The novel also was a breakthrough for a distinctive American style of writing, which Duncan said that, until "Huck Finn," had mimicked the British and European style.

Twain's contributions to contemporary America also can be seen in "The Lack of Money is the Root of All Evil: Mark Twain's Timeless Wisdom on Money and Wealth for Today's Investor," a book by Andrew Leckey, a teaching fellow in business journalism at UC Berkeley's Graduate School of Journalism.

Noting that Twain made and lost fortunes, while maintaining a keen eye for speculation, innovation and common sense in investing, Leckey recalled some of Twain's advice: "There are two times in a man's life when he should not speculate: when he can afford it, and when he can't."

Leckey said the Mark Twain Project was crucial for his research, with editors pointing him to specific volumes particularly helpful in getting more quotes about money and providing photos for the book published earlier this year.

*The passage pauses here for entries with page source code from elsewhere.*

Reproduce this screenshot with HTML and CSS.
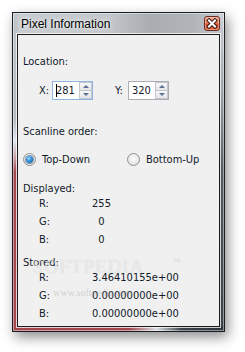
FILE: index.html
```html
<!DOCTYPE html>
<html>
<head>
<meta charset="utf-8">
<link rel="stylesheet" href="styles.css">
</head>
<body>
<div class="window">
  <div class="titlebar">
    <span class="title">Pixel Information</span>
    <span class="close">
      <svg width="14" height="13" viewBox="0 0 14 13">
        <path d="M4 3.5 L10 9.5 M10 3.5 L4 9.5" stroke="#3a1a14" stroke-width="4" stroke-linecap="square"/>
        <path d="M4 3.5 L10 9.5 M10 3.5 L4 9.5" stroke="#ffffff" stroke-width="2" stroke-linecap="square"/>
      </svg>
    </span>
  </div>
  <div class="client">
    <div class="heading">Location:</div>
    <div class="spinrow">
      <span class="axis">X:</span>
      <span class="spin focused">
        <span class="caret"></span><span class="val">281</span>
        <span class="btns"><span class="btn up"></span><span class="btn down"></span></span>
      </span>
      <span class="axis axis-y">Y:</span>
      <span class="spin">
        <span class="val">320</span>
        <span class="btns"><span class="btn up"></span><span class="btn down"></span></span>
      </span>
    </div>
    <div class="heading scan">Scanline order:</div>
    <div class="radios">
      <span class="radio-item"><span class="radio checked"></span>Top-Down</span>
      <span class="radio-item"><span class="radio"></span>Bottom-Up</span>
    </div>
    <div class="heading disp">Displayed:</div>
    <div class="values">
      <span class="lab">R:</span><span class="num"><span class="center">255</span></span>
      <span class="lab">G:</span><span class="num"><span class="center">0</span></span>
      <span class="lab">B:</span><span class="num"><span class="center">0</span></span>
    </div>
    <div class="heading stored">Stored:</div>
    <div class="values">
      <span class="lab">R:</span><span class="num">3.46410155e+00</span>
      <span class="lab">G:</span><span class="num">0.00000000e+00</span>
      <span class="lab">B:</span><span class="num">0.00000000e+00</span>
    </div>
    <div class="watermark"><span class="wm-big">SOFTPEDIA</span><span class="wm-tm">™</span><span class="wm-url">www.softpedia.com</span></div>
  </div>
</div>
</body>
</html>
```

FILE: styles.css
```css
html, body {
  margin: 0;
  padding: 0;
  background: #ffffff;
}
body {
  width: 245px;
  height: 352px;
  overflow: hidden;
}
.window {
  margin: 12px 0 0 12px;
  width: 213px;
  height: 320px;
  box-sizing: border-box;
  border: 1px solid #1b1f25;
  display: flex;
  flex-direction: column;
  box-shadow: 3px 5px 12px rgba(0,0,0,0.45), inset 0 0 0 1px rgba(255,255,255,0.45);
  background:
    linear-gradient(to right, #a4474d 0%, #a4474d 55%, #d9dfe5 68%, #3a434c 80%, #2c343c 100%) bottom / 100% 5px no-repeat,
    linear-gradient(to bottom, #c2c6cb 0%, #b4b9bf 33%, #dde7f1 40%, #c9a6aa 45%, #a4474d 50%, #a4474d 100%) left / 5px 100% no-repeat,
    linear-gradient(to bottom, #cdd0d4 0%, #9ca2a8 25%, #545b63 50%, #3a424a 100%) right / 5px 100% no-repeat,
    linear-gradient(to right, #c8ccd0 0%, #c3c7cb 45%, #a9adb2 65%, #b0b4b9 85%, #c5c8cc 100%);
}
.titlebar {
  height: 21px;
  display: flex;
  align-items: flex-start;
  justify-content: space-between;
  padding: 0 4px 0 8px;
}
.title {
  font-family: "Liberation Sans", Arial, sans-serif;
  font-size: 12px;
  line-height: 19px;
  padding-top: 2px;
  color: #000;
  text-shadow: 0 0 6px rgba(255,255,255,0.95), 0 0 3px rgba(255,255,255,0.8);
}
.close {
  margin-top: 3px;
  width: 16px;
  height: 15px;
  box-sizing: border-box;
  border: 1px solid #6a2c22;
  border-radius: 3px;
  background: linear-gradient(to bottom, #f2ad96 0%, #e8805f 45%, #d2482a 55%, #e0643f 100%);
  box-shadow: inset 0 0 0 1px rgba(255,210,190,0.45);
  display: flex;
  align-items: center;
  justify-content: center;
}
.close svg { display: block; }
.client {
  flex: 1;
  margin: 0 4px 4px 4px;
  border: 1px solid #1c1c1c;
  box-shadow: 0 0 0 1px rgba(255,255,255,0.75);
  background: #f0f0f0;
  padding: 20px 0 0 5px;
  position: relative;
  font-family: "DejaVu Sans", "Liberation Sans", sans-serif;
  font-stretch: condensed;
  font-size: 11px;
  line-height: 13px;
  color: #111a2a;
}
.heading { height: 13px; }
.spinrow {
  margin-top: 13px;
  display: flex;
  align-items: center;
  height: 19px;
}
.axis {
  margin-left: 16px;
  width: 13px;
}
.axis-y { margin-left: 22px; width: 13px; }
.spin {
  width: 41px;
  height: 19px;
  box-sizing: border-box;
  border: 1px solid #abadb3;
  background: #fff;
  display: flex;
  align-items: center;
  padding-left: 3px;
  position: relative;
}
.spin.focused { border-color: #8fb5e0; }
.caret {
  display: inline-block;
  width: 1px;
  height: 13px;
  background: #000;
  margin-right: -1px;
}
.val { flex: 1; }
.btns {
  display: flex;
  flex-direction: column;
  width: 13px;
  height: 17px;
}
.btn {
  flex: 1;
  box-sizing: border-box;
  border: 1px solid #c3c6ca;
  background: linear-gradient(to bottom, #f7f7f7, #e4e5e7);
  position: relative;
}
.btn.up { border-bottom: none; }
.btn::after {
  content: "";
  position: absolute;
  left: 3px;
  top: 2px;
  border-left: 3px solid transparent;
  border-right: 3px solid transparent;
}
.btn.up::after { border-bottom: 3px solid #5a6f93; }
.btn.down::after { border-top: 3px solid #5a6f93; }
.scan { margin-top: 25px; }
.radios {
  margin-top: 15px;
  height: 13px;
  display: grid;
  grid-template-columns: 104px auto;
}
.radio-item {
  display: flex;
  align-items: center;
  gap: 6px;
}
.radio {
  width: 13px;
  height: 13px;
  box-sizing: border-box;
  border-radius: 50%;
  border: 1px solid #8f9296;
  background: radial-gradient(circle at 50% 40%, #fdfdfd 0%, #ececec 50%, #d2d2d2 100%);
  display: flex;
  align-items: center;
  justify-content: center;
}
.radio.checked::after {
  content: "";
  width: 7px;
  height: 7px;
  border-radius: 50%;
  background: radial-gradient(circle at 40% 35%, #9fd8ff 0%, #2f8fd8 45%, #0b4f92 100%);
  box-shadow: 0 0 0 1px rgba(20,60,110,0.5);
}
.disp { margin-top: 16px; }
.values {
  margin-top: 2px;
  display: grid;
  grid-template-columns: 53px auto;
  row-gap: 5px;
  margin-left: 16px;
}
.num { white-space: nowrap; }
.center {
  display: inline-block;
  width: 19px;
  text-align: center;
}
.stored { margin-top: 10px; }
.watermark {
  position: absolute;
  left: 15px;
  top: 222px;
  width: 160px;
  height: 50px;
  pointer-events: none;
  font-family: "Liberation Serif", serif;
  font-stretch: normal;
}
.wm-big {
  position: absolute;
  left: 0;
  top: 0;
  font-size: 19px;
  line-height: 20px;
  letter-spacing: 1px;
  color: rgba(255,255,255,0.6);
  text-shadow: 0 0 1px rgba(120,120,120,0.35);
}
.wm-tm {
  position: absolute;
  left: 140px;
  top: 0;
  font-size: 8px;
  line-height: 10px;
  color: rgba(150,150,150,0.35);
}
.wm-url {
  position: absolute;
  left: 20px;
  top: 30px;
  font-size: 10px;
  line-height: 12px;
  color: rgba(140,140,140,0.35);
}
```
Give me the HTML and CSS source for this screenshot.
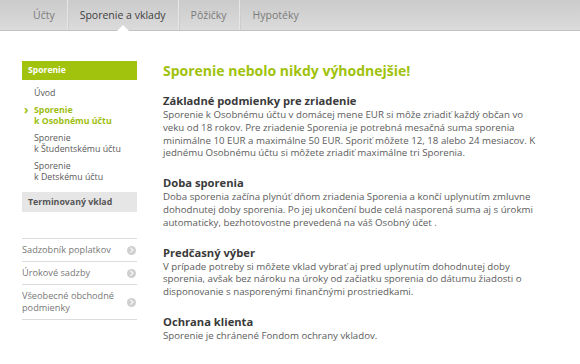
FILE: index.html
```html
<!DOCTYPE html>
<html lang="sk">
<head>
    <meta charset="UTF-8">
    <title>Sporenie a vklady</title>
    <link rel="stylesheet" href="styles.css">
</head>
<body>
    <header class="topbar">
        <nav class="main-nav">
            <a class="nav-item">Účty</a>
            <a class="nav-item active">Sporenie a vklady</a>
            <a class="nav-item">Pôžičky</a>
            <a class="nav-item">Hypotéky</a>
        </nav>
    </header>

    <div class="page">
        <aside class="sidebar">
            <div class="side-title">Sporenie</div>
            <ul class="side-menu">
                <li>Úvod</li>
                <li class="current">Sporenie<br>k Osobnému účtu</li>
                <li>Sporenie<br>k Študentskému účtu</li>
                <li>Sporenie<br>k Detskému účtu</li>
            </ul>
            <div class="side-box">Terminovaný vklad</div>

            <ul class="side-links">
                <li><span>Sadzobník poplatkov</span><i class="arrow"></i></li>
                <li><span>Úrokové sadzby</span><i class="arrow"></i></li>
                <li><span>Všeobecné obchodné<br>podmienky</span><i class="arrow"></i></li>
            </ul>
        </aside>

        <main class="content">
            <h1>Sporenie nebolo nikdy výhodnejšie!</h1>

            <h2>Základné podmienky pre zriadenie</h2>
            <p>Sporenie k Osobnému účtu v domácej mene EUR si môže zriadiť každý občan vo<br>
            veku od 18 rokov. Pre zriadenie Sporenia je potrebná mesačná suma sporenia<br>
            minimálne 10 EUR a maximálne 50 EUR. Sporiť môžete 12, 18 alebo 24 mesiacov. K<br>
            jednému Osobnému účtu si môžete zriadiť maximálne tri Sporenia.</p>

            <h2>Doba sporenia</h2>
            <p>Doba sporenia začína plynúť dňom zriadenia Sporenia a končí uplynutím zmluvne<br>
            dohodnutej doby sporenia. Po jej ukončení bude celá nasporená suma aj s úrokmi<br>
            automaticky, bezhotovostne prevedená na váš Osobný účet .</p>

            <h2>Predčasný výber</h2>
            <p>V prípade potreby si môžete vklad vybrať aj pred uplynutím dohodnutej doby<br>
            sporenia, avšak bez nároku na úroky od začiatku sporenia do dátumu žiadosti o<br>
            disponovanie s nasporenými finančnými prostriedkami.</p>

            <h2>Ochrana klienta</h2>
            <p>Sporenie je chránené Fondom ochrany vkladov.</p>
        </main>
    </div>
</body>
</html>
```

FILE: styles.css
```css
body {
    margin: 0;
    padding: 0;
    background: #fff;
    font-family: "Open Sans", "DejaVu Sans", sans-serif;
    color: #555;
}

.topbar {
    height: 31px;
    background: linear-gradient(#cbcbcb, #dbdbdb);
    border-bottom: 1px solid #c2c2c2;
    box-sizing: border-box;
}

.main-nav {
    display: flex;
    height: 100%;
    padding-left: 21px;
}

.nav-item {
    position: relative;
    display: flex;
    align-items: center;
    padding: 0 12px;
    font-size: 10.5px;
    color: #7a7a7a;
    border-right: 1px solid #e6e6e6;
    box-shadow: 1px 0 0 #cdcdcd inset;
}

.nav-item:first-child {
    box-shadow: none;
}

.nav-item:last-child {
    border-right: none;
    padding-left: 13px;
}

.nav-item.active {
    color: #3f3f3f;
}

.nav-item.active::after {
    content: "";
    position: absolute;
    left: 50%;
    bottom: -1px;
    margin-left: -6px;
    border-left: 6px solid transparent;
    border-right: 6px solid transparent;
    border-bottom: 6px solid #fff;
}

.page {
    display: flex;
    padding: 30px 0 0 22px;
}

.sidebar {
    width: 115px;
    flex-shrink: 0;
    font-size: 8.8px;
}

.side-title {
    background: #a2c30e;
    color: #fff;
    font-weight: bold;
    padding: 5px 6px 5px;
    font-size: 8.6px;
    line-height: 9px;
}

.side-menu {
    list-style: none;
    margin: 0;
    padding: 8px 0 9px 12px;
}

.side-menu li {
    color: #5a5a5a;
    line-height: 11px;
    margin-bottom: 6px;
}

.side-menu li:last-child {
    margin-bottom: 0;
}

.side-menu li.current {
    color: #9cbe10;
    font-weight: bold;
    position: relative;
}

.side-menu li.current::before {
    content: "›";
    position: absolute;
    left: -10px;
    top: -1px;
    font-size: 12px;
    font-weight: bold;
}

.side-box {
    background: #e6e6e6;
    color: #555;
    font-weight: bold;
    padding: 6px 6px 5px;
    line-height: 9px;
    font-size: 8.8px;
}

.side-links {
    list-style: none;
    margin: 26px 0 0;
    padding: 0;
    border-top: 1px solid #dcdcdc;
}

.side-links li {
    display: flex;
    align-items: center;
    justify-content: space-between;
    border-bottom: 1px solid #dcdcdc;
    padding: 5px 0;
    color: #777;
    font-size: 9.2px;
    line-height: 12px;
}

.arrow {
    width: 9px;
    height: 9px;
    border-radius: 50%;
    background: #cfcfcf;
    position: relative;
    margin-right: 1px;
}

.arrow::after {
    content: "";
    position: absolute;
    left: 2px;
    top: 2.5px;
    width: 2.5px;
    height: 2.5px;
    border-top: 1px solid #fff;
    border-right: 1px solid #fff;
    transform: rotate(45deg);
}

.content {
    margin-left: 26px;
    width: 410px;
}

.content h1 {
    margin: 0 0 13px;
    color: #a0c20c;
    font-size: 14px;
    line-height: 20px;
    font-weight: bold;
}

.content h2 {
    margin: 0 0 1px;
    color: #3a3a3a;
    font-size: 11.2px;
    line-height: 14px;
    font-weight: bold;
}

.content p {
    margin: 0 0 16px;
    font-size: 9.7px;
    line-height: 12.8px;
    color: #5c5c5c;
}
```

"The Twain project's books, letters and photographs, as well as the professional expertise of its staff, make it a necessary part of any Twain research effort," Leckey said. "I'm very proud to be on a campus that houses such an important and valuable resource."

The University of California Press will release a new version of the "Adventures of Huckleberry Finn" in late spring. The work painstakingly edited by the team at the Mark Twain Project will be the first edition to rely on the entire original manuscript, including all 174 original illustrations by Edward Windsor Kemble. It restores wording, spelling and punctuation corrupted by typesetters, editors and others, and contains updated maps, glossaries of slang and dialect, as well as additional explanatory notes.